CFBMC-3569: BMC heartbeat stopped causes ONTAP to reboot but BMC stays unresponsive
Issue
When the BMC becomes unresponsive, ONTAP attempts to reboot the BMC to recover it.
-The following are example events indicating the issue:
[Sat Jan 27 07:42:58 -0800 [netapp-01: spmgrd: sp.heartbeat.stopped:error]: Have not received a IPMI heartbeat from the Service Processor (SP) in last 600 seconds.]

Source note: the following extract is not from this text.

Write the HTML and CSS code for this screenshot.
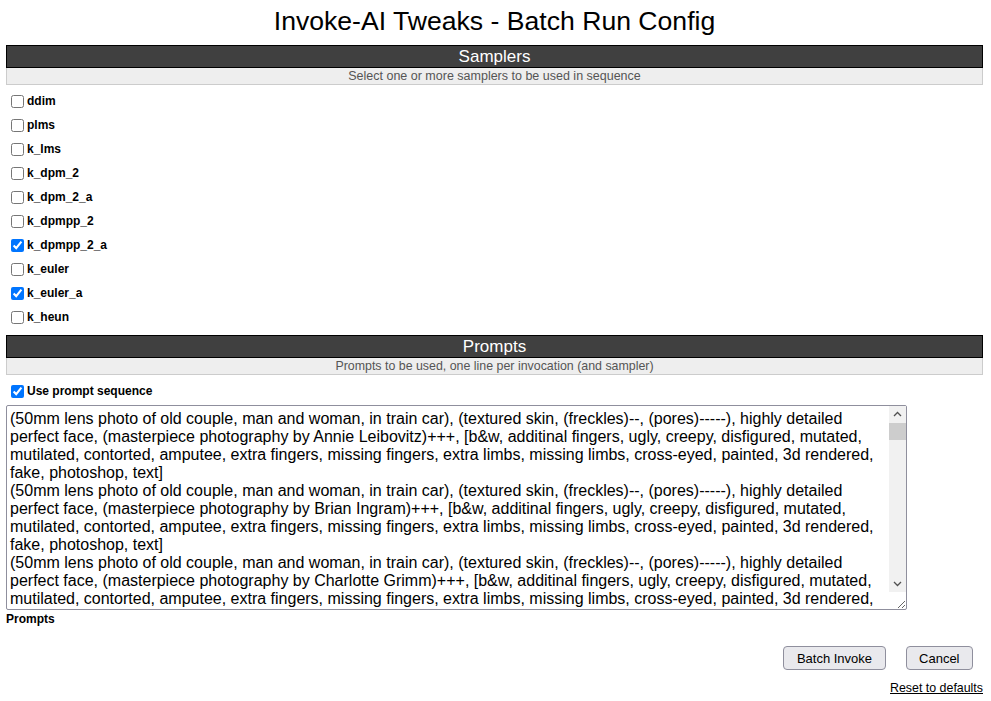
FILE: index.html
```html
<!DOCTYPE html>
<html>
<head>
<meta charset="utf-8">
<title>Invoke-AI Tweaks - Batch Run Config</title>
<link rel="stylesheet" href="styles.css">
</head>
<body>
<div class="page">
  <h1 class="title">Invoke-AI Tweaks - Batch Run Config</h1>

  <section class="panel">
    <div class="panel-head">Samplers</div>
    <div class="panel-sub sub-samplers">Select one or more samplers to be used in sequence</div>
    <ul class="checks">
      <li><label><input type="checkbox"> ddim</label></li>
      <li><label><input type="checkbox"> plms</label></li>
      <li><label><input type="checkbox"> k_lms</label></li>
      <li><label><input type="checkbox"> k_dpm_2</label></li>
      <li><label><input type="checkbox"> k_dpm_2_a</label></li>
      <li><label><input type="checkbox"> k_dpmpp_2</label></li>
      <li><label><input type="checkbox" checked> k_dpmpp_2_a</label></li>
      <li><label><input type="checkbox"> k_euler</label></li>
      <li><label><input type="checkbox" checked> k_euler_a</label></li>
      <li><label><input type="checkbox"> k_heun</label></li>
    </ul>
  </section>

  <section class="panel">
    <div class="panel-head">Prompts</div>
    <div class="panel-sub sub-prompts">Prompts to be used, one line per invocation (and sampler)</div>
    <div class="seq"><label><input type="checkbox" checked> Use prompt sequence</label></div>
    <div class="ta-wrap">
    <textarea class="prompts">(50mm lens photo of old couple, man and woman, in train car), (textured skin, (freckles)--, (pores)-----), highly detailed perfect face, (masterpiece photography by Annie Leibovitz)+++, [b&amp;w, additinal fingers, ugly, creepy, disfigured, mutated, mutilated, contorted, amputee, extra fingers, missing fingers, extra limbs, missing limbs, cross-eyed, painted, 3d rendered, fake, photoshop, text]
(50mm lens photo of old couple, man and woman, in train car), (textured skin, (freckles)--, (pores)-----), highly detailed perfect face, (masterpiece photography by Brian Ingram)+++, [b&amp;w, additinal fingers, ugly, creepy, disfigured, mutated, mutilated, contorted, amputee, extra fingers, missing fingers, extra limbs, missing limbs, cross-eyed, painted, 3d rendered, fake, photoshop, text]
(50mm lens photo of old couple, man and woman, in train car), (textured skin, (freckles)--, (pores)-----), highly detailed perfect face, (masterpiece photography by Charlotte Grimm)+++, [b&amp;w, additinal fingers, ugly, creepy, disfigured, mutated, mutilated, contorted, amputee, extra fingers, missing fingers, extra limbs, missing limbs, cross-eyed, painted, 3d rendered, fake, photoshop, text]
(50mm lens photo of old couple, man and woman, in train car), (textured skin, (freckles)--, (pores)-----), highly detailed perfect face, (masterpiece photography by Dorothea Lange)+++, [b&amp;w, additinal fingers, ugly, creepy, disfigured, mutated, mutilated, contorted, amputee, extra fingers, missing fingers, extra limbs, missing limbs, cross-eyed, painted, 3d rendered, fake, photoshop, text]
(50mm lens photo of old couple, man and woman, in train car), (textured skin, (freckles)--, (pores)-----), highly detailed perfect face, (masterpiece photography by Elliott Erwitt)+++, [b&amp;w, additinal fingers, ugly, creepy, disfigured, mutated, mutilated, contorted, amputee, extra fingers, missing fingers, extra limbs, missing limbs, cross-eyed, painted, 3d rendered, fake, photoshop, text]
(50mm lens photo of old couple, man and woman, in train car), (textured skin, (freckles)--, (pores)-----), highly detailed perfect face, (masterpiece photography by Fan Ho)+++, [b&amp;w, additinal fingers, ugly, creepy, disfigured, mutated, mutilated, contorted, amputee, extra fingers, missing fingers, extra limbs, missing limbs, cross-eyed, painted, 3d rendered, fake, photoshop, text]
(50mm lens photo of old couple, man and woman, in train car), (textured skin, (freckles)--, (pores)-----), highly detailed perfect face, (masterpiece photography by Gordon Parks)+++, [b&amp;w, additinal fingers, ugly, creepy, disfigured, mutated, mutilated, contorted, amputee, extra fingers, missing fingers, extra limbs, missing limbs, cross-eyed, painted, 3d rendered, fake, photoshop, text]
(50mm lens photo of old couple, man and woman, in train car), (textured skin, (freckles)--, (pores)-----), highly detailed perfect face, (masterpiece photography by Helmut Newton)+++, [b&amp;w, additinal fingers, ugly, creepy, disfigured, mutated, mutilated, contorted, amputee, extra fingers, missing fingers, extra limbs, missing limbs, cross-eyed, painted, 3d rendered, fake, photoshop, text]
(50mm lens photo of old couple, man and woman, in train car), (textured skin, (freckles)--, (pores)-----), highly detailed perfect face, (masterpiece photography by Irving Penn)+++, [b&amp;w, additinal fingers, ugly, creepy, disfigured, mutated, mutilated, contorted, amputee, extra fingers, missing fingers, extra limbs, missing limbs, cross-eyed, painted, 3d rendered, fake, photoshop, text]
(50mm lens photo of old couple, man and woman, in train car), (textured skin, (freckles)--, (pores)-----), highly detailed perfect face, (masterpiece photography by Jill Greenberg)+++, [b&amp;w, additinal fingers, ugly, creepy, disfigured, mutated, mutilated, contorted, amputee, extra fingers, missing fingers, extra limbs, missing limbs, cross-eyed, painted, 3d rendered, fake, photoshop, text]</textarea>
    <div class="fake-scroll" aria-hidden="true">
      <div class="sb-btn">
        <svg width="9" height="9" viewBox="0 0 9 9"><path d="M1 6 L4.5 2.5 L8 6" fill="none" stroke="#505050" stroke-width="1.3"/></svg>
      </div>
      <div class="sb-track"><div class="sb-thumb"></div></div>
      <div class="sb-btn">
        <svg width="9" height="9" viewBox="0 0 9 9"><path d="M1 3 L4.5 6.5 L8 3" fill="none" stroke="#505050" stroke-width="1.3"/></svg>
      </div>
    </div>
    </div>
    <div class="field-label">Prompts</div>
  </section>

  <div class="actions">
    <button class="btn" type="button">Batch Invoke</button>
    <button class="btn" type="button">Cancel</button>
  </div>
  <div class="reset"><a href="#">Reset to defaults</a></div>
</div>
</body>
</html>
```

FILE: styles.css
```css
html, body {
  margin: 0;
  padding: 0;
  background: #ffffff;
}
body {
  font-family: "Liberation Sans", Arial, sans-serif;
  color: #000;
}
.page {
  padding: 0 8px 0 6px;
}
.title {
  margin: 0;
  padding-top: 5px;
  height: 45px;
  box-sizing: border-box;
  font-size: 26.6px;
  font-weight: normal;
  line-height: 32px;
  text-align: center;
}
.panel-head {
  background: #404040;
  color: #fff;
  border: 1px solid #000;
  font-size: 17px;
  line-height: 21px;
  text-align: center;
}
.panel-sub {
  background: #eeeeee;
  color: #555;
  border: 1px solid #cccccc;
  border-top: none;
  font-size: 12.5px;
  line-height: 16px;
  text-align: center;
}
.sub-prompts {
  font-size: 12.4px;
}
.checks {
  list-style: none;
  margin: 0;
  padding: 4px 0 6px 0;
}
.checks li {
  height: 24px;
  display: flex;
  align-items: center;
}
label {
  display: flex;
  align-items: center;
  font-size: 12px;
  font-weight: bold;
  gap: 1px;
}
input[type="checkbox"] {
  width: 13px;
  height: 13px;
  margin: 0 2px 0 5px;
}
.seq {
  height: 24px;
  display: flex;
  align-items: center;
  margin-top: 4px;
  margin-bottom: 2px;
}
.ta-wrap {
  position: relative;
  width: 901px;
  height: 205px;
}
.prompts {
  display: block;
  width: 901px;
  height: 205px;
  box-sizing: border-box;
  margin: 0;
  padding: 4px 20px 2px 3px;
  border: 1px solid #8f8f9d;
  border-radius: 2px;
  font-family: "Liberation Sans", Arial, sans-serif;
  font-size: 16px;
  line-height: 18px;
  color: #000;
  resize: both;
  overflow-y: hidden;
}
.fake-scroll {
  position: absolute;
  top: 1px;
  right: 1px;
  width: 17px;
  height: 186px;
  background: #f1f1f1;
  display: flex;
  flex-direction: column;
}
.sb-btn {
  height: 17px;
  display: flex;
  align-items: center;
  justify-content: center;
}
.sb-btn svg {
  display: block;
}
.sb-track {
  flex: 1;
}
.sb-thumb {
  height: 17px;
  background: #cdcdcd;
}
.field-label {
  font-size: 12px;
  font-weight: bold;
  line-height: 16px;
  margin-top: 1px;
}
.actions {
  display: flex;
  justify-content: flex-end;
  gap: 20px;
  padding-right: 10px;
  margin-top: 19px;
}
.btn {
  font-family: "Liberation Sans", Arial, sans-serif;
  font-size: 13px;
  height: 24px;
  padding: 0 12.5px;
  background: #e9e9ed;
  border: 1px solid #8f8f9d;
  border-radius: 4px;
  color: #000;
}
.reset {
  text-align: right;
  margin-top: 11px;
  font-size: 12.4px;
  line-height: 14px;
}
.reset a {
  color: #000;
}
```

[Sat Jan 27 07:55:13 -0800 [netapp-01: spmgrd: callhome.sp.hbt.missed:notice]: Call home for SP HBT MISSED]
[Sat Jan 27 08:05:27 -0800 [netapp-01: spmgrd: callhome.sp.hbt.stopped:alert]: Call home for SP HBT STOPPED]
[Sat Jan 27 08:08:32 -0800 [netapp-01: env_mgr: sp.ipmi.lost.shutdown:EMERGENCY]: SP heartbeat stopped and cannot be recovered. To prevent hardware damage and data loss, the system will shut down in 10 minutes.]
Sat Jan 27 08:18:32 -0800 [netapp-01: env_mgr: monitor.shutdown.emergency:EMERGENCY]: Emergency shutdown: Environmental Reason Shutdown (System reboot to recover the SP)]
-The operation hangs, and the BMC is inaccessible.